[Task requirements] Search the records that follow and extract every line containing the string "with".

[Dataset excerpt]
============

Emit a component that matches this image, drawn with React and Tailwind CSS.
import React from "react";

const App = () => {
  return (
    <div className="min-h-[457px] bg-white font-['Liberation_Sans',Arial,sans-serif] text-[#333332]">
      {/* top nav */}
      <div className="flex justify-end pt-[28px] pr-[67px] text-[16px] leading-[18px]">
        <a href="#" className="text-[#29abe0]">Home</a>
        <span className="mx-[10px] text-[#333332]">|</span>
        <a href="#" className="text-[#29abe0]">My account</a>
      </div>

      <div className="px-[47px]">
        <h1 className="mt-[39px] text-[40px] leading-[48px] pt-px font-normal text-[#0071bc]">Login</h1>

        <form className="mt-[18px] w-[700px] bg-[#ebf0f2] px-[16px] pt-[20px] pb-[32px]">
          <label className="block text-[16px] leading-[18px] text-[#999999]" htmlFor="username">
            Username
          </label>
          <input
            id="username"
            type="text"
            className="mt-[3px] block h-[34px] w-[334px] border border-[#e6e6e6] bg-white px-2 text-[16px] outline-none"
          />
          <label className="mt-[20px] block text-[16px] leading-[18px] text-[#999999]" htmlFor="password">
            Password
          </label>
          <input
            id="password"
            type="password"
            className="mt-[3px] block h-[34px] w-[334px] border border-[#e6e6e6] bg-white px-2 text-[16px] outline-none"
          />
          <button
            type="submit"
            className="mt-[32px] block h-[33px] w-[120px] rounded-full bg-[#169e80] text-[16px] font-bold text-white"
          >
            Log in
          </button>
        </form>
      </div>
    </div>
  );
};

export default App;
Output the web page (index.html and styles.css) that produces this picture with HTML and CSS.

============

[Completed exercise]
Emit a component that matches this image, drawn with React and Tailwind CSS.
Output the web page (index.html and styles.css) that produces this picture with HTML and CSS.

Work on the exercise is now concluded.